Michael Ross

Personal information
- Full name: Michael James Ross
- Born: 24 April 1998 (age 28) Thlabane
- Batting: Right-handed
- Bowling: Right-arm off-break
- Role: All-rounder

International information
- National side: Italy;
- T20I debut (cap 11): 25 May 2019 v Germany
- Last T20I: 20 June 2019 v Denmark
- Source: Cricinfo, 20 June 2019

= Michael Ross (cricketer) =

Italian cricketer (born 1998)

Michael Ross (born 24 April 1998) is an Italian cricketer who plays for the national team. In May 2019, he was named in Italy's squad for their Twenty20 International (T20I) series against Germany in the Netherlands.
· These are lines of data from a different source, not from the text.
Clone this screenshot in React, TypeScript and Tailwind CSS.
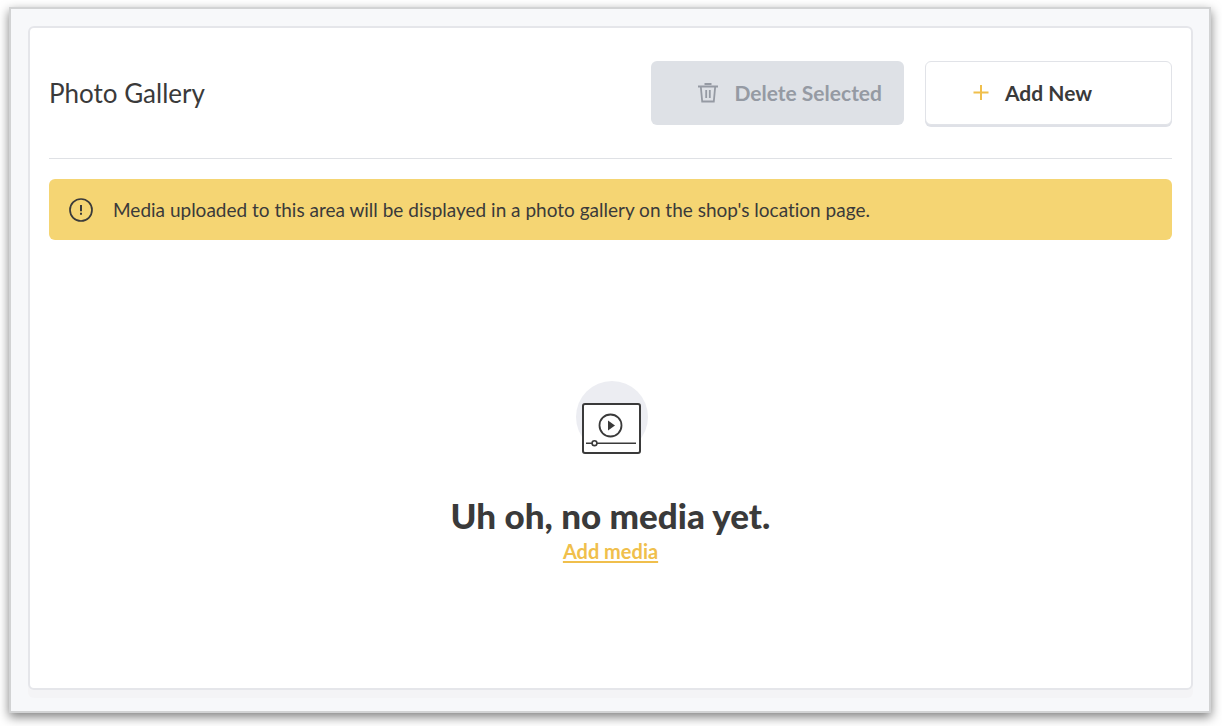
const playerStroke = '#3a3a3a';

function TrashIcon() {
  return (
    <svg className="h-5 w-5 shrink-0" viewBox="0 0 20 20" fill="none" stroke="currentColor" strokeWidth="1.8" aria-hidden="true">
      <path d="M0 3.5h20M6.5 1h7" />
      <path d="M2.8 3.5l1.4 15h11.6l1.4-15" />
      <path d="M8.2 7v8M11.8 7v8" />
    </svg>
  );
}

function PlusIcon() {
  return (
    <svg className="h-4 w-4 shrink-0 text-[#f0bf4c]" viewBox="0 0 16 16" fill="none" stroke="currentColor" strokeWidth="2" aria-hidden="true">
      <path d="M8 0v15M.5 7.5h15" />
    </svg>
  );
}

function AlertIcon() {
  return (
    <svg className="h-6 w-6 shrink-0" viewBox="0 0 24 24" fill="none" stroke="currentColor" strokeWidth="1.7" aria-hidden="true">
      <circle cx="12" cy="12" r="11" />
      <path d="M12 7v6.2M12 14.8v2" strokeWidth="2" />
    </svg>
  );
}

function MediaIllustration() {
  return (
    <svg className="h-[76px] w-[76px]" viewBox="0 0 76 76" fill="none" aria-hidden="true">
      <circle cx="39" cy="37" r="36" fill="#ecedf2" />
      <rect x="10" y="24" width="57" height="49" rx="2" fill="#fff" stroke={playerStroke} strokeWidth="2" />
      <circle cx="37.5" cy="45.5" r="11" fill="#fff" stroke={playerStroke} strokeWidth="1.8" />
      <path d="M35 40.5v10l7-5z" fill={playerStroke} />
      <path d="M13 63.2h50" stroke={playerStroke} strokeWidth="1.5" />
      <circle cx="21.5" cy="63.2" r="2.4" fill="#fff" stroke={playerStroke} strokeWidth="1.6" />
    </svg>
  );
}

export default function App() {
  return (
    <div className="flex min-h-screen bg-white pt-[7px] pr-[11px] pb-[13px] pl-[9px] font-['Lato',sans-serif] text-[#3a3a3a]">
      <div className="flex flex-1 border-2 border-[#d2d3d4] bg-[#f7f8fa] pt-[17px] pr-4 pb-[21px] pl-[17px] shadow-[0_4px_10px_rgba(0,0,0,0.5)]">
        <main className="flex flex-1 flex-col rounded-md border-2 border-[#e5e6ea] bg-white px-[19px] shadow-[0_8px_0_#f4f4f6]">
          <header className="flex items-center justify-between border-b border-[#dfe1e5] py-[33px]">
            <h1 className="text-[26px] leading-8">Photo Gallery</h1>
            <div className="flex gap-[21px]">
              <button
                type="button"
                disabled
                className="flex h-16 w-[253px] items-center justify-end gap-4 rounded-md bg-[#dee1e6] pr-[22px] text-[21px] font-bold text-[#959aa3]"
              >
                <TrashIcon />
                Delete Selected
              </button>
              <button
                type="button"
                className="flex h-16 w-[247px] items-center gap-4 rounded-md border border-[#e1e3e8] bg-white pl-[47px] text-[21px] font-bold shadow-[0_2px_0_#dfe1e7]"
              >
                <PlusIcon />
                Add New
              </button>
            </div>
          </header>

          <div role="note" className="mt-5 flex h-[61px] items-center gap-5 rounded-md bg-[#f5d573] px-5">
            <AlertIcon />
            <p className="text-[19px] leading-7 [font-variant-ligatures:none]">
              Media uploaded to this area will be displayed in a photo gallery on the shop's location page.
            </p>
          </div>

          <section className="flex flex-1 flex-col items-center pt-[140px]">
            <MediaIllustration />
            <h2 className="mt-[35px] text-[35px] leading-[48px] font-black">Uh oh, no media yet.</h2>
            <a href="#add-media" className="text-[20px] leading-6 font-bold text-[#f0bf4c] underline underline-offset-2">
              Add media
            </a>
          </section>
        </main>
      </div>
    </div>
  );
}
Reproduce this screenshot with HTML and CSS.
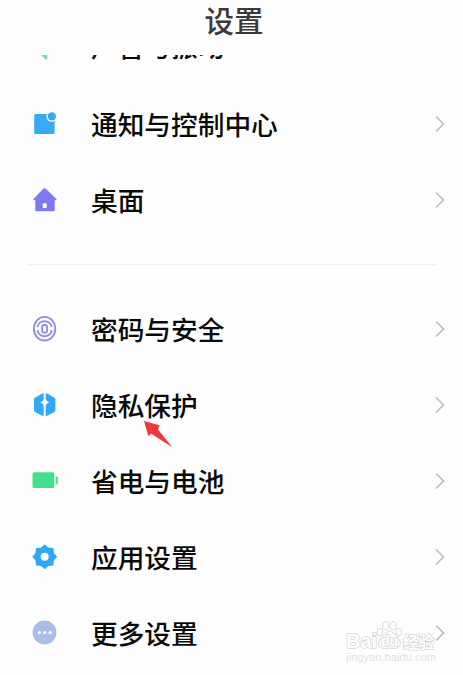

He made his T20I debut for Italy against Germany on 25 May 2019. The same month, he was named in Italy's squad for the Regional Finals of the 2018–19 ICC T20 World Cup Europe Qualifier tournament in Guernsey. He played in Italy's opening match of the Regional Finals, against Norway, on 15 June 2019.

In November 2019, he was named in Italy's squad for the Cricket World Cup Challenge League B tournament in Oman. He made his List A debut, for Italy against Kenya, on 3 December 2019.